Imagine that you are completely absorbed in your work: focused, passionate, and busy. You have lost track of time. You are happy. You are in a state of flow. On a larger scale, it is difficult for an entire team of developers to achieve and maintain a state of flow due to numerous interruptions, distractions, and other obstacles that can easily disrupt it.
If you have already participated in pair programming, you probably know how it contributes to achieving a state of flow. If not, we want to share our experience to encourage you to start pair programming immediately! For pair programming to be successful, some effort is required from individual team members and the entire team as a whole.
Being part of a team, show patience towards less experienced developers. Overcome your fear of more experienced developers. Realize that everyone is different and learn to appreciate that. Remember the strengths and weaknesses—both your own and those of other team members. You might be surprised by how much your colleagues can teach you.

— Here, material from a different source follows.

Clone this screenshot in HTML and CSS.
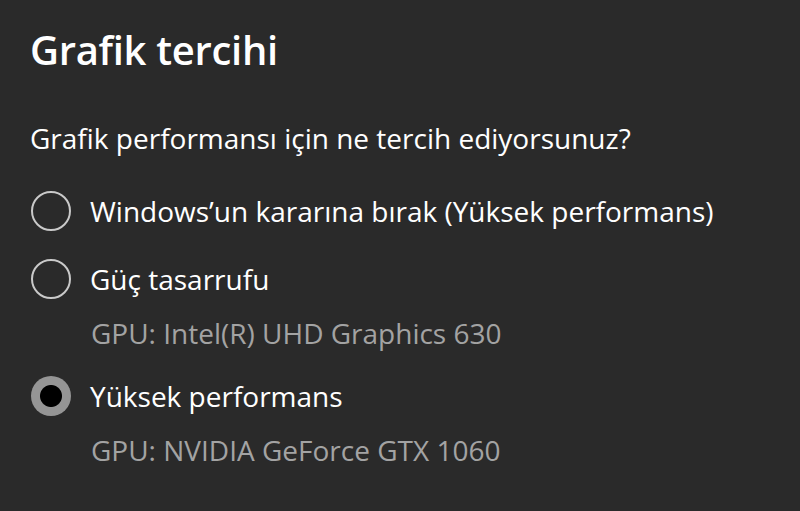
FILE: index.html
```html
<!DOCTYPE html>
<html lang="tr">
<head>
<meta charset="utf-8">
<title>Grafik tercihi</title>
<link rel="stylesheet" href="styles.css">
</head>
<body>
<main class="panel">
  <h1 class="title">Grafik tercihi</h1>
  <p class="question">Grafik performansı için ne tercih ediyorsunuz?</p>
  <ul class="options">
    <li class="option option-first">
      <span class="radio"></span>
      <span class="label">Windows’un kararına bırak (Yüksek performans)</span>
    </li>
    <li class="option">
      <span class="radio"></span>
      <span class="label">Güç tasarrufu</span>
      <span class="gpu">GPU: Intel(R) UHD Graphics 630</span>
    </li>
    <li class="option">
      <span class="radio radio-checked"></span>
      <span class="label">Yüksek performans</span>
      <span class="gpu">GPU: NVIDIA GeForce GTX 1060</span>
    </li>
  </ul>
</main>
</body>
</html>
```

FILE: styles.css
```css
html, body {
  margin: 0;
  padding: 0;
  background: #2a2a2a;
}

body {
  width: 800px;
  height: 511px;
  overflow: hidden;
  font-family: "Open Sans", "Noto Sans", sans-serif;
  color: #ffffff;
}

.panel {
  padding: 22px 0 0 30px;
}

.title {
  margin: 0;
  font-size: 40px;
  font-weight: 600;
  line-height: 56px;
  letter-spacing: -0.3px;
}

.question {
  margin: 42px 0 0 0;
  font-size: 28px;
  line-height: 36px;
}

.options {
  list-style: none;
  margin: 35px 0 0 0;
  padding: 0;
  display: flex;
  flex-direction: column;
  gap: 25px;
}

.option {
  display: grid;
  grid-template-columns: 40px auto;
  column-gap: 20px;
  align-items: center;
}

.option-first {
  margin-bottom: 3px;
}

.radio {
  grid-column: 1;
  grid-row: 1;
  width: 40px;
  height: 40px;
  box-sizing: border-box;
  margin-left: 1px;
  border: 2.5px solid #c9c9c9;
  border-radius: 50%;
}

.radio-checked {
  border: none;
  background: radial-gradient(circle, #000 0 10.5px, #959595 11.5px);
}

.label {
  grid-column: 2;
  grid-row: 1;
  font-size: 28px;
  line-height: 40px;
}

.gpu {
  grid-column: 2;
  grid-row: 2;
  margin-top: 16px;
  margin-left: 1px;
  font-size: 28px;
  line-height: 36px;
  color: #a3a3a3;
}
```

Apply pair programming to disseminate skills and knowledge among all project participants. Tasks should be solved in pairs, and participants and tasks should be frequently rotated. Together, establish a rule for such rotation. If necessary, abandon or adjust this rule. Our experience shows that it is not essential to complete a task before passing it to the next pair. It may seem unreasonable, but in practice, we have found it to be effective.
There are many situations where the flow state can be disrupted, but pair programming allows it to be maintained:
The role of the “truck factor” is diminishing. Here’s a slightly scary thought experiment: how many members of your team would have to be hit by a truck for the final product to be impossible to deliver? In other words, how much does the delivery of your final product depend on specific team members? Are the knowledge and skills a privilege or are they widely available? If you rotate tasks between pairs, there will always be someone else who has the knowledge needed to complete the work. The state of your team’s flow will not be affected by the “truck factor.”
Problems are solved effectively. If you are programming in pairs and encounter a complex issue, you always have someone to discuss it with. In such a dialogue, solutions will be found more quickly than if you were struggling with the problem alone. As a result of task rotation within the team, your solution will be reviewed and critically evaluated by the next pair, so it is not so important if your initial solution turns out to be suboptimal.
The integration is going smoothly. If your current task requires accessing another piece of code, you can hope that the method names, documentation, and tests are sufficiently informative to give you an idea of what this code does. If not, by working in pairs with the author of this code fragment, you will be able to understand it better and integrate it into your code more quickly. Additionally, during the discussion process, you will have the opportunity to improve naming, documentation, and testing methods.
You can be interrupted without any pain. If someone comes up to you with a question, or the phone rings, or you need to urgently respond to an email, or you need to attend a meeting, your pair programming partner can continue working on the code. When you return, your partner will still be in the flow state, and you will be able to quickly catch up and join them.
New team members quickly integrate into the project. If pair programming is used in the team and the rotation of pairs and tasks is properly organized, newcomers quickly become familiar with both the code and the other team members.
Flow provides incredible productivity. But this state is easy to lose. Do everything you can to enter the work flow, and then, once you’ve succeeded, stay in it!